# Requirement
Can you pull out each line of the data below that includes the word "styles"?

# Data lines
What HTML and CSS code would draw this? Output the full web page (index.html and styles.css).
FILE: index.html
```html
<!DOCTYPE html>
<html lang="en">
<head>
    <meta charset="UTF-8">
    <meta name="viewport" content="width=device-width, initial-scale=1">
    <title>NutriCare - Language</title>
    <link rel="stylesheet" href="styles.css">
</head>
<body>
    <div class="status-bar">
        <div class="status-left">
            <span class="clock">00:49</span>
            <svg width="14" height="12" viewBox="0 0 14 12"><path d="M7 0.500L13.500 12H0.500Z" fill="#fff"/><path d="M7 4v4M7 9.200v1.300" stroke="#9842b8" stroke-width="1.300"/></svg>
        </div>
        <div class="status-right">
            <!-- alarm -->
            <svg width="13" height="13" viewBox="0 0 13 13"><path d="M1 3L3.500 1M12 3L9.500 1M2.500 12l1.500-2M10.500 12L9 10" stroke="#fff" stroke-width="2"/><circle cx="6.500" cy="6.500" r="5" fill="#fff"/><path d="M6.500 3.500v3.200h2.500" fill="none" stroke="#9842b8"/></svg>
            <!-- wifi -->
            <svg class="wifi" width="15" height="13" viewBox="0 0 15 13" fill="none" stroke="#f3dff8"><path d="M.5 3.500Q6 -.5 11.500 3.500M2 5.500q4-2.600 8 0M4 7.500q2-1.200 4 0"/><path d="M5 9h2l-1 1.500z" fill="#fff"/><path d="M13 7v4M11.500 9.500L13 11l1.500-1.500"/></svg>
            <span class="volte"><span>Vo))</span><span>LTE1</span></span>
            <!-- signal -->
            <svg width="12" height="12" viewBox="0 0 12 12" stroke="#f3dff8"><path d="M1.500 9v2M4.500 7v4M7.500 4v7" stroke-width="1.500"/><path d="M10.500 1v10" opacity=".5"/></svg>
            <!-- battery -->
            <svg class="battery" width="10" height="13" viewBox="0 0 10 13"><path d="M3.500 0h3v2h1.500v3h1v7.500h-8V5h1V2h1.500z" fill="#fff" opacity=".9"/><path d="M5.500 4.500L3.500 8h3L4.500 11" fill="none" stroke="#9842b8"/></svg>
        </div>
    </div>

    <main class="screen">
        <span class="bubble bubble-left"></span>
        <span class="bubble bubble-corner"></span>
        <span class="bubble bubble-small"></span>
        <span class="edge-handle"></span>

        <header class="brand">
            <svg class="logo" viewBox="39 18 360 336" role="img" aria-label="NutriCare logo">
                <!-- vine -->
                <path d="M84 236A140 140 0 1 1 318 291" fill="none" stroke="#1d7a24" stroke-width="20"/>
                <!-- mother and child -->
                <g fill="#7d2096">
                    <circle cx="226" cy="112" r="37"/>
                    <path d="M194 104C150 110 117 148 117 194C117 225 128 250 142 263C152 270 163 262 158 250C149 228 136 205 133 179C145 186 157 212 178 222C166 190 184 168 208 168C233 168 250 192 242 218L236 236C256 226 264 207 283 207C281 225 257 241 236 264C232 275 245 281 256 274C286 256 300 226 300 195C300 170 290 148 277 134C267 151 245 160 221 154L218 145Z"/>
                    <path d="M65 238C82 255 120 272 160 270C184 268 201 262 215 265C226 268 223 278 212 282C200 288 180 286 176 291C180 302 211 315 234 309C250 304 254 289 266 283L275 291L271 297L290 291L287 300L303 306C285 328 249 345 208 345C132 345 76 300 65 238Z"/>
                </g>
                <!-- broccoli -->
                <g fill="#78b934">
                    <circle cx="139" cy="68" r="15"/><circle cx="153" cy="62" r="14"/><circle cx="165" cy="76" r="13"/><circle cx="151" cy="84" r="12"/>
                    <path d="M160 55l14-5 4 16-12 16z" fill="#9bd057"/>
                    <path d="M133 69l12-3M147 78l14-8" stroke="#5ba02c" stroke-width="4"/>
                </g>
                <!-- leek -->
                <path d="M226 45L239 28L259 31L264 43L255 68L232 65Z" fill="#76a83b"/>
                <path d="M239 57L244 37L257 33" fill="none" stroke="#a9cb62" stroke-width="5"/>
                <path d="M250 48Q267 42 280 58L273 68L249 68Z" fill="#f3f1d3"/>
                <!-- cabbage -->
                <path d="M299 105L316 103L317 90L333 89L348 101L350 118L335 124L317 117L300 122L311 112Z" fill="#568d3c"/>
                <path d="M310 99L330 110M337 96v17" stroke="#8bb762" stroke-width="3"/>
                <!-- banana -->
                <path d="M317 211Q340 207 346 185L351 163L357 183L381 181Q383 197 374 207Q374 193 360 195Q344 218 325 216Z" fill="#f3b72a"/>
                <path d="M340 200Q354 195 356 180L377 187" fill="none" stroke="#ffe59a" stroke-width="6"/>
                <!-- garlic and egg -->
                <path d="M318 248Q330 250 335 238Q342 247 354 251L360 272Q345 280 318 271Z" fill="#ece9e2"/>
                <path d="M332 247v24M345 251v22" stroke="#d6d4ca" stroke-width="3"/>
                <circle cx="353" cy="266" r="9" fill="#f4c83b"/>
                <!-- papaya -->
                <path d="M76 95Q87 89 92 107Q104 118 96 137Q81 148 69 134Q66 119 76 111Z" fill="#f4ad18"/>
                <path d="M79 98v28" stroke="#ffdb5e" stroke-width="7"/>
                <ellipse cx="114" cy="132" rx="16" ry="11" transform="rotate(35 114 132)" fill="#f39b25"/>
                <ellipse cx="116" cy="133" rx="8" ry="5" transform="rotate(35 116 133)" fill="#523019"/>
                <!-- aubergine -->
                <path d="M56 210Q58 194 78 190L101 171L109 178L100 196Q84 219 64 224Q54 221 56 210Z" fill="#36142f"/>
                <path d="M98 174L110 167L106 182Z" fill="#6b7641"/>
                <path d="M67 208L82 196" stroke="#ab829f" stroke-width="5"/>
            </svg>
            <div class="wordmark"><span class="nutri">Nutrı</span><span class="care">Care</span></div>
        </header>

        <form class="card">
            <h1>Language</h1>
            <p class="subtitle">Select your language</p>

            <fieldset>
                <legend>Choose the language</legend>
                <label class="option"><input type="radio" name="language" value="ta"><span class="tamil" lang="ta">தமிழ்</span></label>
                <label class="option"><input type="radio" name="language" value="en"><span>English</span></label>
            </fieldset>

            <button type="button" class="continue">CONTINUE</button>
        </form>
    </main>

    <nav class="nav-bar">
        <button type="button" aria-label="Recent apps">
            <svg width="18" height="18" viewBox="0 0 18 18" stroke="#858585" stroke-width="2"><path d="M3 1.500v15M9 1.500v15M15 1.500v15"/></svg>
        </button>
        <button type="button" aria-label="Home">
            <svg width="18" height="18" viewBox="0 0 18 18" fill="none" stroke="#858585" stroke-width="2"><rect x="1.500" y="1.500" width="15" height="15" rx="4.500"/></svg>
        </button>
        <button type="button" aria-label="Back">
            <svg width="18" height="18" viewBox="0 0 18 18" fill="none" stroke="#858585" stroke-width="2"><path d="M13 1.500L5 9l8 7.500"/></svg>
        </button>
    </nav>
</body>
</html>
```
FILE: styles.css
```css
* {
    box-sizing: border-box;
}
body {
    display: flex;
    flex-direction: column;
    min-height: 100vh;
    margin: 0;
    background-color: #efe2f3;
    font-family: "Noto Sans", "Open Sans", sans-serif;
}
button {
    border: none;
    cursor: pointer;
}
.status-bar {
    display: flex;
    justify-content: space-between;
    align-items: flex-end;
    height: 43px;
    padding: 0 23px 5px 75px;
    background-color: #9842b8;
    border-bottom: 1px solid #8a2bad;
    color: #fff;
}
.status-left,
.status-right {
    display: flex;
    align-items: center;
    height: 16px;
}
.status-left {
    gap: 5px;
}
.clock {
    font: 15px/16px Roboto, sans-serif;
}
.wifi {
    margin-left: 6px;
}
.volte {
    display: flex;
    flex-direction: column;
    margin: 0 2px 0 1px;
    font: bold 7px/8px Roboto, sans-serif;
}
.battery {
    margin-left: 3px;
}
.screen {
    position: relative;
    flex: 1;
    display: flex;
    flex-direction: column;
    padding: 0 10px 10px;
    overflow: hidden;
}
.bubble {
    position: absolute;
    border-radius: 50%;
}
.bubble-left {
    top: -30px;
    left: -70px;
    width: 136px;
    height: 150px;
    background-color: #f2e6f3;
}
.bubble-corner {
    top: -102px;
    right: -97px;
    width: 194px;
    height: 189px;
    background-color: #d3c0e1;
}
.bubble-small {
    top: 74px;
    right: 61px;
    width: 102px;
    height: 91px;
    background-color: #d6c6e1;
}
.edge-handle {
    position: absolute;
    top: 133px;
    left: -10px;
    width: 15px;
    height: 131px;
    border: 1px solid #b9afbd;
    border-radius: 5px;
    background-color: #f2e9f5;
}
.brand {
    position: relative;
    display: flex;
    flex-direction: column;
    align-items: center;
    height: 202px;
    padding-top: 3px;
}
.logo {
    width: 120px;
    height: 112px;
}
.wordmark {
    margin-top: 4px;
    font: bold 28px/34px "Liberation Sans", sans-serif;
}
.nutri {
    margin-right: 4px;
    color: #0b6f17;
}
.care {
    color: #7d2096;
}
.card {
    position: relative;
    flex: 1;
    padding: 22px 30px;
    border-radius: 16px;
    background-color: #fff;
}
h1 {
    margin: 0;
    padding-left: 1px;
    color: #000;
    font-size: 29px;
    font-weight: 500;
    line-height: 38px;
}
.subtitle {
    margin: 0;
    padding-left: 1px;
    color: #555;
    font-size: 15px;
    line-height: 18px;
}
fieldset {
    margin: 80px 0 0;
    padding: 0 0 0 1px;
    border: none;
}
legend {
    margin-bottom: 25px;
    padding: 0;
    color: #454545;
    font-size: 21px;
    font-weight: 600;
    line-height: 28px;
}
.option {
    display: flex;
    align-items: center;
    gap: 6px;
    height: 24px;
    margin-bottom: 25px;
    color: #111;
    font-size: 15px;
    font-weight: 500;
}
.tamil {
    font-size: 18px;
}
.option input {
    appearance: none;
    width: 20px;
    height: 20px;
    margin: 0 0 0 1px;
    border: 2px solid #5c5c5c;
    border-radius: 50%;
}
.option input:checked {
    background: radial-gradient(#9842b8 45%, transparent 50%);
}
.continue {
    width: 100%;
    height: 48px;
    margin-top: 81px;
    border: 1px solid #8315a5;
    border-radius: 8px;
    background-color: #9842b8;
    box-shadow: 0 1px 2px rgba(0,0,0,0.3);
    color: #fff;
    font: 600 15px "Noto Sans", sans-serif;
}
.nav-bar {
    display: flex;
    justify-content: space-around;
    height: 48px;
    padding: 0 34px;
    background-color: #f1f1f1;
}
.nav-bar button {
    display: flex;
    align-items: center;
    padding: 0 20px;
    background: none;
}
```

# Solution for this task
What HTML and CSS code would draw this? Output the full web page (index.html and styles.css).
    <link rel="stylesheet" href="styles.css">
FILE: styles.css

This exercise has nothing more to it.